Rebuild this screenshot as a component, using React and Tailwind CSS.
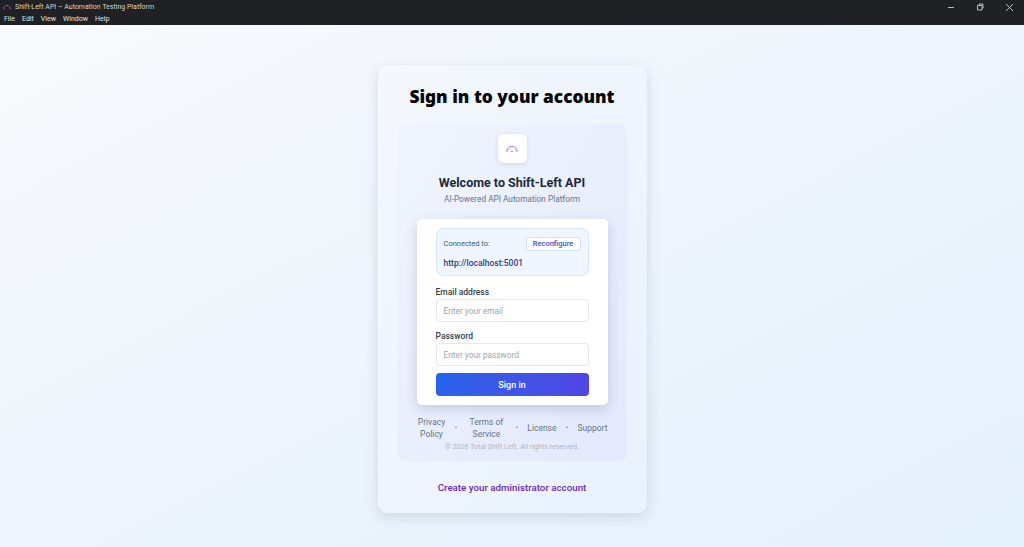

-------

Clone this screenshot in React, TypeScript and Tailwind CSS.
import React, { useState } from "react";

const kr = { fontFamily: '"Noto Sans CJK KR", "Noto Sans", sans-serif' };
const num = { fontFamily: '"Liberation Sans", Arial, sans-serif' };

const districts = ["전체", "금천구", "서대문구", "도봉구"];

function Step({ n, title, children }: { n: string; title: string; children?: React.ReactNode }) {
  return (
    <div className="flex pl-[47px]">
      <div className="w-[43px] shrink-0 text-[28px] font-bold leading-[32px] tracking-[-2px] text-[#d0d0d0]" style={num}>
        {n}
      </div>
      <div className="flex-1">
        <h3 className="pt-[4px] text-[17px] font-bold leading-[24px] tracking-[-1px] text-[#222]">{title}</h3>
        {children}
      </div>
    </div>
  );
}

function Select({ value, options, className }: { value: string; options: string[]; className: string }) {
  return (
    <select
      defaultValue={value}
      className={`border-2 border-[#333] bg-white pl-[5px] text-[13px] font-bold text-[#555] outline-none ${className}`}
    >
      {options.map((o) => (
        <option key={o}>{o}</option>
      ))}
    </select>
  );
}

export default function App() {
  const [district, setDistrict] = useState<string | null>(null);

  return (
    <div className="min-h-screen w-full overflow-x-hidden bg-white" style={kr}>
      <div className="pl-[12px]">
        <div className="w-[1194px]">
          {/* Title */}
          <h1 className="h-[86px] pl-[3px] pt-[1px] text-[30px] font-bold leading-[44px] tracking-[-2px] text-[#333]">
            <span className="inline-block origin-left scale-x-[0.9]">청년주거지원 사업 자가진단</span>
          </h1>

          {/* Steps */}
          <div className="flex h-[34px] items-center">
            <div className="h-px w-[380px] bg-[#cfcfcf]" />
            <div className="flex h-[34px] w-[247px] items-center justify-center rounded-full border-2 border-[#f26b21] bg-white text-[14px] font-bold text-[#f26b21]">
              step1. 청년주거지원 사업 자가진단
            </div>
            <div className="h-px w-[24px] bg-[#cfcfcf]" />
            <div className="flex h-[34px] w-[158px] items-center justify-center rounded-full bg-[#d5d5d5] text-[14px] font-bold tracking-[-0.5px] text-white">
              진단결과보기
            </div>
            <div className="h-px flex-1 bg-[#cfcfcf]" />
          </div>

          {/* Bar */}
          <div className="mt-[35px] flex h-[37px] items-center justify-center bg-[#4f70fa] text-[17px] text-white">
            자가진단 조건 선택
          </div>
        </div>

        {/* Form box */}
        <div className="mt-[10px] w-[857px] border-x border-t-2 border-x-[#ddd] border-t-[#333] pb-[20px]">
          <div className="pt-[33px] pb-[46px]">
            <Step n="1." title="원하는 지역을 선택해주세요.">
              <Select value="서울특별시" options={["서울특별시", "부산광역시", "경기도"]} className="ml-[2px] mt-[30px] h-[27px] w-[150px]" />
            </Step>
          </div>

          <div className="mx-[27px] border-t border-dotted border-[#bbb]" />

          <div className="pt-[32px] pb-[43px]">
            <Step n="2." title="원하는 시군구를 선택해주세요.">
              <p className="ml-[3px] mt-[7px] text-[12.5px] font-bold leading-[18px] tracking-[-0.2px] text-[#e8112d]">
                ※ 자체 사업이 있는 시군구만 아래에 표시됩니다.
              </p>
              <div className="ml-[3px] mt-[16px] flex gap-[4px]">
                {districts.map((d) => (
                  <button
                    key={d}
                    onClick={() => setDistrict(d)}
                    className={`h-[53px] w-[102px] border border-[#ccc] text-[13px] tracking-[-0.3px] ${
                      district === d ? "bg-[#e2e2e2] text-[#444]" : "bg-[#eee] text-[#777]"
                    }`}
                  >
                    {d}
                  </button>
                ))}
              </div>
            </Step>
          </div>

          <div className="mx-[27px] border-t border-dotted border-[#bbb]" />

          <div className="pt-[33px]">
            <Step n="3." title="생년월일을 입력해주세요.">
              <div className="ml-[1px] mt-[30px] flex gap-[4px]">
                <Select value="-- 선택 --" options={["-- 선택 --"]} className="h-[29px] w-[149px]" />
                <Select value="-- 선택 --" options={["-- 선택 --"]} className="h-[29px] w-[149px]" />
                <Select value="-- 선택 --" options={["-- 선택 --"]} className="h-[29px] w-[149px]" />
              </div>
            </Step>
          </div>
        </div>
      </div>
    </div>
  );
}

-------

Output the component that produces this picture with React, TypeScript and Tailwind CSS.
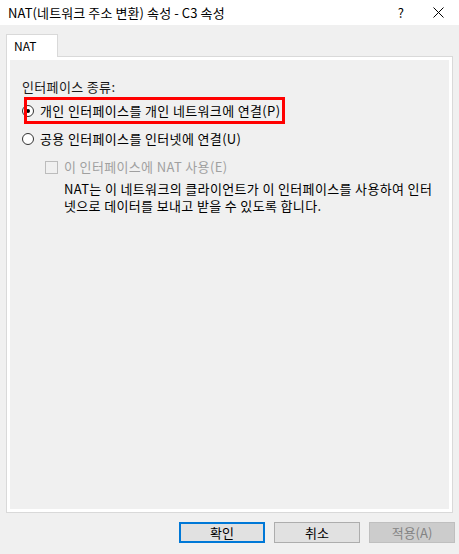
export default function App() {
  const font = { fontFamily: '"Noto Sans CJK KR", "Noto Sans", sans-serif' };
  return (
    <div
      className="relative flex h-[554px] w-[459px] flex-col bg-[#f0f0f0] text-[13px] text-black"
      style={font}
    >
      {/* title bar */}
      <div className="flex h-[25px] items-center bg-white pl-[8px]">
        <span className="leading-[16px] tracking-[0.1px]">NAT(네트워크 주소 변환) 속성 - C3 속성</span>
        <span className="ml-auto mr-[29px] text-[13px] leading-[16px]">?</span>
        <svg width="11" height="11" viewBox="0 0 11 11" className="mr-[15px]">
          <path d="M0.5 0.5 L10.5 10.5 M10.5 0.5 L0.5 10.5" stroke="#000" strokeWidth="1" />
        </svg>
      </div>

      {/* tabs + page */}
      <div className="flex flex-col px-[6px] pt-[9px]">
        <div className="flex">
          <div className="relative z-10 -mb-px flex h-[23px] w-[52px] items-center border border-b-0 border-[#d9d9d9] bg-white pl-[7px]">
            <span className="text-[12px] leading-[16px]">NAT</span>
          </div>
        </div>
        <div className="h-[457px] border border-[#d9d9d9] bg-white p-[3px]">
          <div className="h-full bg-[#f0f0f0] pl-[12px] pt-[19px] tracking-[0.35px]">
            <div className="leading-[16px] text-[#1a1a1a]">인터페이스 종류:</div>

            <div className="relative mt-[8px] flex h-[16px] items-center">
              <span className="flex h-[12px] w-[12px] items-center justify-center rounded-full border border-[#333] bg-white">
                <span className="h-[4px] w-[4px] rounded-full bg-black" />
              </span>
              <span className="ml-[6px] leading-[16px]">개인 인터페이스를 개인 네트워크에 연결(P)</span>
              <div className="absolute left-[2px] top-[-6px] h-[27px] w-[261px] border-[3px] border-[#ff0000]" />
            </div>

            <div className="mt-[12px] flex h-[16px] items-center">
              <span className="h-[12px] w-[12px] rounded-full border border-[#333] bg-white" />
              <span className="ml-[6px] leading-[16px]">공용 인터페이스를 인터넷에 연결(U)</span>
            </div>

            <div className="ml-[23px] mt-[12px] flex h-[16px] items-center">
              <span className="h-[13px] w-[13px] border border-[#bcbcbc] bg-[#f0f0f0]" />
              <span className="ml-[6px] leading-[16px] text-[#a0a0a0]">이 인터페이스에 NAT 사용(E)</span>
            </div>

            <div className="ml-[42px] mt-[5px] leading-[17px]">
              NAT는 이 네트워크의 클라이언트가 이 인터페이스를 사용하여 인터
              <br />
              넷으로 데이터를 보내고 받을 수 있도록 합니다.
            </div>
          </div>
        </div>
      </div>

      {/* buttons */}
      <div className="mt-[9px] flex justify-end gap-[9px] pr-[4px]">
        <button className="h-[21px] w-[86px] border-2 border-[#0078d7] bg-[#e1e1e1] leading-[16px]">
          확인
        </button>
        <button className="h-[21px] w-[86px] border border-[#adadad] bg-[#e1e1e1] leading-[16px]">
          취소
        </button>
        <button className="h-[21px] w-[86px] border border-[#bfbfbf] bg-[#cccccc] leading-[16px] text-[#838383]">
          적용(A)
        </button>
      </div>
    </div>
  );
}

-------

> [EXERCISE] Your task is to repeat the lines from the one containing "Clone this screenshot" to the one containing "const [district, setDistrict]", both lines included. Leave out every other line.

> [PROBLEM SOLUTION]
Clone this screenshot in React, TypeScript and Tailwind CSS.
import React, { useState } from "react";

const kr = { fontFamily: '"Noto Sans CJK KR", "Noto Sans", sans-serif' };
const num = { fontFamily: '"Liberation Sans", Arial, sans-serif' };

const districts = ["전체", "금천구", "서대문구", "도봉구"];

function Step({ n, title, children }: { n: string; title: string; children?: React.ReactNode }) {
  return (
    <div className="flex pl-[47px]">
      <div className="w-[43px] shrink-0 text-[28px] font-bold leading-[32px] tracking-[-2px] text-[#d0d0d0]" style={num}>
        {n}
      </div>
      <div className="flex-1">
        <h3 className="pt-[4px] text-[17px] font-bold leading-[24px] tracking-[-1px] text-[#222]">{title}</h3>
        {children}
      </div>
    </div>
  );
}

function Select({ value, options, className }: { value: string; options: string[]; className: string }) {
  return (
    <select
      defaultValue={value}
      className={`border-2 border-[#333] bg-white pl-[5px] text-[13px] font-bold text-[#555] outline-none ${className}`}
    >
      {options.map((o) => (
        <option key={o}>{o}</option>
      ))}
    </select>
  );
}

export default function App() {
  const [district, setDistrict] = useState<string | null>(null);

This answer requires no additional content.